Job ->
Leaving the pictures out, print the lines from the first line of the listing through the line containing "const email = ref('')", exactly as they read, and no others.

Source material ->

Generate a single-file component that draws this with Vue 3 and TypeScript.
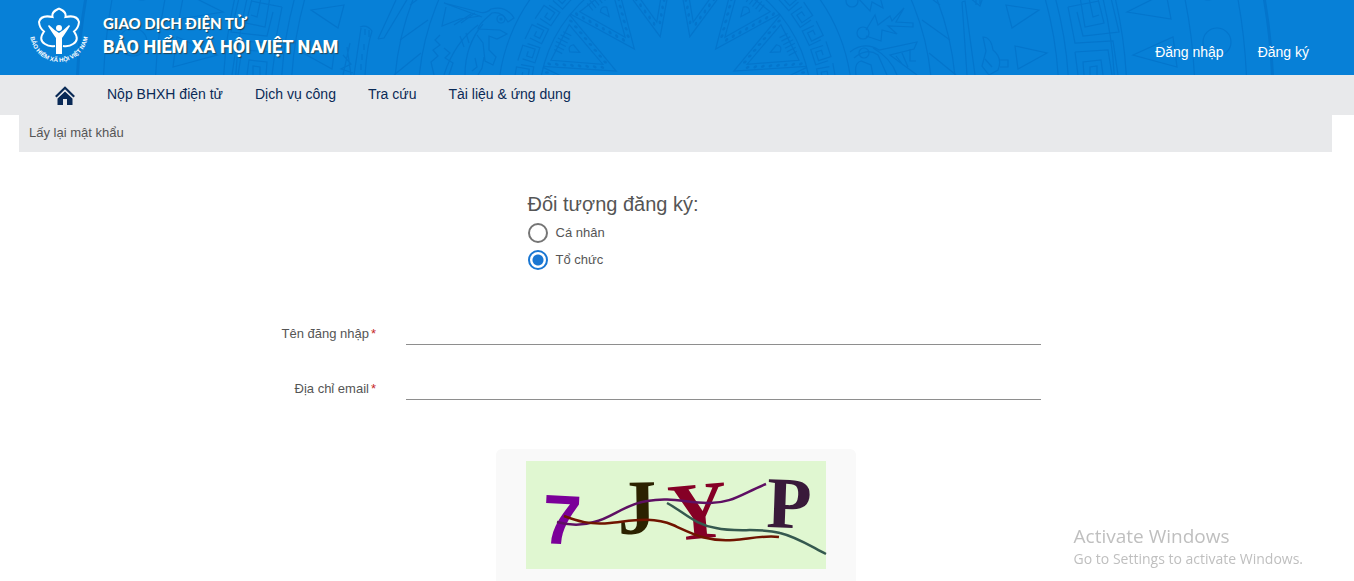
<script setup lang="ts">
import { ref } from 'vue'

interface Wave { d: string; color: string }
interface Glyph { char: string; x: number; y: number; size: number; angle: number; color: string; sans?: boolean }

const navItems: string[] = ['Nộp BHXH điện tử', 'Dịch vụ công', 'Tra cứu', 'Tài liệu & ứng dụng']
const subject = ref<'personal' | 'organization'>('organization')
const username = ref('')
const email = ref('')

const rings: number[] = [136, 177, 257, 281, 384, 394, 440, 452, 520, 572]
const rays: number[] = [-88, -63, -38, -13, 13, 38, 63, 88]
const dots: number[] = [0, 1, 2, 3, 4, 5, 6, 7]
const keys: number[] = Array.from({ length: 23 }, (_, i) => -88 + i * 8)

const glyphs: Glyph[] = [
  { char: '7', x: 15, y: 82, size: 70, angle: 3, color: '#7b0099', sans: true },
  { char: 'J', x: 92, y: 73, size: 78, angle: -1, color: '#2c2200' },
  { char: 'Y', x: 145, y: 80, size: 82, angle: -5, color: '#850026' },
  { char: 'P', x: 240, y: 66, size: 73, angle: 2, color: '#391a3a' }
]
const waves: Wave[] = [
  { d: 'M31 61 C42 64 55 65 68 61 C86 57 99 43 121 40 C143 36 158 41 181 42 C205 43 217 32 240 23', color: '#5e0f63' },
  { d: 'M38 55 C51 60 64 64 84 62 C105 60 126 55 147 64 C169 74 182 81 208 79 C222 78 238 74 253 76', color: '#701400' },
  { d: 'M141 42 C158 51 169 64 190 67 C211 72 232 66 254 72 C271 76 286 86 300 93', color: '#35594f' }
]
</script>

<template>
  <div class="page">
    <header class="banner">
      <svg class="pattern" viewBox="0 0 1354 75" preserveAspectRatio="xMidYMin slice" aria-hidden="true">
        <g class="etch">
          <circle v-for="r in rings" :key="r" cx="675" cy="101" :r="r" />
          <circle class="thick" cx="675" cy="101" r="598" />
          <g v-for="a in rays" :key="'ray' + a" :transform="`rotate(${a} 675 101)`">
            <path d="M646 -32 L675 35 L704 -32 M655 -28 L675 20 L695 -28 Z" />
            <path d="M666 -30 v9 M670 -31 v10 M674 -32 v11 M678 -32 v11 M682 -31 v10 M686 -30 v9 M671 -15 q4 -5 8 0 l-4 9z" />
            <template v-for="n in dots" :key="n">
              <ellipse class="dot" :cx="651 + n * 3" :cy="-28 + n * 7" rx="1.3" ry="2" />
              <ellipse class="dot" :cx="699 - n * 3" :cy="-28 + n * 7" rx="1.3" ry="2" />
            </template>
          </g>
          <g v-for="a in keys" :key="'key' + a" :transform="`rotate(${a} 675 101)`">
            <path d="M665 -61 H681 V-48 H672 V-54 H677 M668 -57 V-44 H684 V-57" />
          </g>
          <g v-for="side in [1, -1]" :key="side" :transform="side === 1 ? undefined : 'translate(1350 0) scale(-1 1)'">
            <path d="M1006 5 L1039 10 L1012 28 Z M1015 46 L1047 53 L1018 69 Z" />
            <path d="M1127 12 L1155 -2 L1167 -2 L1171 19 Z M1133 55 L1173 37 L1177 67 Z" />
            <circle cx="1217" cy="42" r="14" />
            <circle cx="1208" cy="-9" r="9" />
            <path d="M1080 -3 L1085 27 L1104 23 L1098 -1 M1089 -2 L1093 17 L1099 15 M1068 7 L1099 1 M1068 7 L1075 43 L1113 41 L1118 75 M1077 12 L1083 36 L1119 32 L1111 -2 M1075 52 L1108 50 L1112 75 M1075 52 L1078 75 M1084 75 L1083 62 L1101 60 L1103 75 M1090 75 V67 L1097 66 V75" />
            <path d="M922 20 L950 40 M929 53 L956 75 M928 -4 L940 5" />
          </g>
          <path d="M444 3 L479 12 Q486 14 491 9 Q506 5 514 18 L508 22 Q502 11 492 13 Q478 25 478 29 L500 30 L507 34 L497 39 L489 36 L489 50 L496 57 L493 65 L485 61 L483 43 L477 35 M446 7 L442 26 L460 19 L480 16 M444 3 L482 17 M461 23 L475 13 M454 25 L471 14 M478 25 Q454 43 444 75 M483 24 Q465 45 465 75" />
          <circle cx="501" cy="19" r="4" /><circle cx="501" cy="19" r="1" />
          <path d="M440 35 L435 40 L440 45 L433 50 L438 56 L431 62 L434 75 M444 48 L450 53 L445 58 L453 63 L449 75 M460 36 L464 47 M466 33 L469 43 M484 57 L482 68 L478 75 M475 58 L477 67 L472 71" />
          <path d="M360 27 Q367 24 372 31 Q367 46 365 75 M361 28 L354 75 M350 43 L343 75 M347 47 L351 75 M343 55 L351 64 L341 69 L353 73 M364 44 V50 M362 54 V60 M361 64 V70 M378 39 L396 0 M378 39 L384 38 L408 -2 M365 29 v6 M369 30 v7" />
          <circle cx="852" cy="1" r="6" />
          <path d="M857 -3 L870 11 L872 2 L883 8 L880 -3 M866 30 L875 15 L878 25 L890 16 L892 21 L904 8 L896 22 L913 23 L913 27 L888 26 L897 34 L882 30 L881 41 L866 36" />
          <circle cx="863" cy="33" r="6" />
          <path d="M850 52 Q864 41 879 50 L917 42 L914 49 L890 55 L917 75 M854 58 Q867 47 878 55 L887 75 M873 48 Q891 58 897 75 M856 75 Q854 63 861 61 L871 65 L873 75 M910 49 V61 H916 M896 56 L903 65 M902 53 L908 67" />
          <circle cx="864" cy="53" r="5" />
          <path d="M962 2 L965 1 L975 75 M962 2 L967 75 M970 -2 L980 6 L983 -3 M976 -2 V5 M980 -2 V4 M983 37 Q991 37 993 50 Q1003 58 998 70 L989 75 L982 66 L986 51 Z M1000 60 H1008 V67 H1000 M985 59 L992 67" />
        </g>
      </svg>

      <a class="brand" href="#" aria-label="Giao dịch điện tử Bảo hiểm xã hội Việt Nam">
        <svg class="logo" viewBox="0 0 60 60" aria-hidden="true">
          <defs><path id="seal-arc" d="M1 28 A29 29 0 0 0 59 28" /></defs>
          <path class="flower" d="M30 3.500 Q38 7 36.500 12 Q48 9.500 50 17 Q49.500 23 45 26.500 Q51 35 44 39 Q40 42 34 41 M30 3.500 Q22 7 23.500 12 Q12 9.500 10 17 Q10.500 23 15 26.500 Q9 35 16 39 Q20 42 26 41" />
          <circle cx="30" cy="23" r="3" fill="#fff" />
          <path fill="#fff" d="M20 20 Q25 25 30 28 Q35 25 40 20 L41 21 Q36 29 33 33 L33 49 H27 L27 33 Q24 29 19 21 Z" />
          <text class="seal"><textPath href="#seal-arc" startOffset="50%" text-anchor="middle">BẢO HIỂM XÃ HỘI VIỆT NAM</textPath></text>
        </svg>
        <span class="titles">
          <span class="title-small">GIAO DỊCH ĐIỆN TỬ</span>
          <span class="title-large">BẢO HIỂM XÃ HỘI VIỆT NAM</span>
        </span>
      </a>
      <div class="account">
        <a href="#">Đăng nhập</a>
        <a href="#">Đăng ký</a>
      </div>
    </header>

    <nav class="menu">
      <a class="home" href="#" aria-label="Trang chủ">
        <svg viewBox="0 0 20 20" aria-hidden="true">
          <path d="M10 5.500 L17.500 12.500 V19 H12 V13 H8 V19 H2.500 V12.500 Z" fill="#0a2a56" />
          <path d="M0.800 10.700 L10 1.700 L19.200 10.700" fill="none" stroke="#0a2a56" stroke-width="2.200" />
          <path d="M1.800 12.300 L10 4.300 L18.200 12.300" fill="none" stroke="#e8e9eb" stroke-width="1" />
        </svg>
      </a>
      <a v-for="item in navItems" :key="item" href="#">{{ item }}</a>
    </nav>

    <main>
      <h1 class="crumb">Lấy lại mật khẩu</h1>
      <form @submit.prevent>
        <fieldset class="subject">
          <legend>Đối tượng đăng ký:</legend>
          <label><input v-model="subject" type="radio" name="subject" value="personal" />Cá nhân</label>
          <label><input v-model="subject" type="radio" name="subject" value="organization" />Tổ chức</label>
        </fieldset>

        <div class="field">
          <label for="username">Tên đăng nhập<span class="required">*</span></label>
          <input id="username" v-model="username" type="text" required />
        </div>
        <div class="field">
          <label for="email">Địa chỉ email<span class="required">*</span></label>
          <input id="email" v-model="email" type="email" required />
        </div>

        <div class="captcha">
          <svg viewBox="0 0 300 108" role="img" aria-label="Captcha">
            <rect width="300" height="108" fill="#e0f7d1" />
            <text
              v-for="g in glyphs"
              :key="g.char"
              :class="{ sans: g.sans }"
              :x="g.x"
              :y="g.y"
              :font-size="g.size"
              :fill="g.color"
              :transform="`rotate(${g.angle} ${g.x} ${g.y})`"
            >{{ g.char }}</text>
            <path v-for="w in waves" :key="w.color" :d="w.d" :stroke="w.color" fill="none" stroke-width="2.500" />
          </svg>
        </div>
      </form>
    </main>

    <aside class="activation">
      <strong>Activate Windows</strong>
      <span>Go to Settings to activate Windows.</span>
    </aside>
  </div>
</template>

<style>
body {
  margin: 0;
  background: #fff;
}
</style>

<style scoped>
.page {
  font-family: "Liberation Sans", Arial, sans-serif;
  font-size: 13px;
  color: #555;
}
a {
  text-decoration: none;
}
.banner {
  position: relative;
  display: flex;
  justify-content: space-between;
  height: 75px;
  overflow: hidden;
  background: #0780d7;
}
.pattern {
  position: absolute;
  inset: 0;
  width: 100%;
  height: 100%;
}
.etch {
  fill: none;
  stroke: #0475cc;
  stroke-width: 1.2;
}
.etch .thick {
  stroke-width: 3;
}
.etch .dot {
  fill: #0475cc;
  stroke: none;
}
.brand {
  position: relative;
  display: flex;
  gap: 14px;
  padding: 5px 0 0 29px;
  color: #fff;
}
.logo {
  width: 60px;
  height: 60px;
  overflow: visible;
}
.flower {
  fill: none;
  stroke: #fff;
  stroke-width: 2;
}
.seal {
  fill: #fff;
  font-size: 6px;
  font-weight: bold;
}
.titles {
  display: flex;
  flex-direction: column;
  padding-top: 8px;
  white-space: nowrap;
  text-shadow: 1px 1px 1px #245;
}
.title-small {
  font: 900 15px/20px Lato, "Liberation Sans", sans-serif;
}
.title-large {
  font: 800 18px/28px Roboto, "Liberation Sans", sans-serif;
}
.account {
  position: relative;
  display: flex;
  gap: 34px;
  padding: 43px 45px 0 0;
  font-size: 14px;
  line-height: 18px;
}
.account a {
  color: #fff;
}
.menu {
  display: flex;
  gap: 32px;
  height: 40px;
  padding-left: 55px;
  background: #e8e9eb;
  font-size: 14px;
  line-height: 38px;
}
.menu a {
  color: #0a2a56;
}
.home svg {
  display: block;
  width: 20px;
  height: 20px;
  margin-top: 11px;
}
main {
  margin: 0 22px 0 19px;
}
.crumb {
  margin: 0;
  padding: 0 10px 2px;
  background: #e8e9eb;
  font-size: 13px;
  font-weight: normal;
  line-height: 35px;
}
.subject {
  width: 296px;
  margin: 38px auto 0;
  padding: 0;
  border: 0;
}
.subject legend {
  padding: 0 0 1px;
  font-size: 20px;
  line-height: 28px;
}
.subject label {
  display: flex;
  align-items: center;
  gap: 8px;
  height: 27px;
}
.subject input {
  appearance: none;
  box-sizing: border-box;
  width: 20px;
  height: 20px;
  margin: 0;
  border: 2px solid #757575;
  border-radius: 50%;
}
.subject input:checked {
  border-color: #1976d2;
  background: radial-gradient(circle, #1976d2 5px, transparent 6px);
}
.field {
  display: grid;
  grid-template-columns: 357fr 635fr 261fr;
  column-gap: 30px;
  margin-top: 25px;
}
.subject + .field {
  margin-top: 42px;
}
.field label {
  text-align: right;
  line-height: 16px;
  padding-top: 11px;
}
.required {
  margin-left: 2px;
  color: #c62828;
}
.field input {
  box-sizing: border-box;
  width: 100%;
  min-width: 0;
  height: 30px;
  padding: 0;
  border: 0;
  border-bottom: 1px solid #8e8e8e;
  border-radius: 0;
  outline: none;
  background: transparent;
  font: inherit;
}
.captcha {
  width: 300px;
  margin: 49px auto 0;
  padding: 12px 30px;
  border-radius: 6px 6px 0 0;
  background: #f9f9f9;
}
.captcha svg {
  display: block;
  width: 100%;
  overflow: visible;
}
.captcha text {
  font-family: "Liberation Serif", serif;
  font-weight: bold;
}
.captcha text.sans {
  font-family: "Liberation Sans", sans-serif;
}
.activation {
  position: fixed;
  right: 51px;
  bottom: 12px;
  display: flex;
  flex-direction: column;
  color: #bfbfbf;
  font: 14px/20px "Open Sans", "Noto Sans", sans-serif;
}
.activation strong {
  font-size: 19px;
  font-weight: 400;
  line-height: 26px;
}
</style>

Task solution ->
Generate a single-file component that draws this with Vue 3 and TypeScript.
<script setup lang="ts">
import { ref } from 'vue'

interface Wave { d: string; color: string }
interface Glyph { char: string; x: number; y: number; size: number; angle: number; color: string; sans?: boolean }

const navItems: string[] = ['Nộp BHXH điện tử', 'Dịch vụ công', 'Tra cứu', 'Tài liệu & ứng dụng']
const subject = ref<'personal' | 'organization'>('organization')
const username = ref('')
const email = ref('')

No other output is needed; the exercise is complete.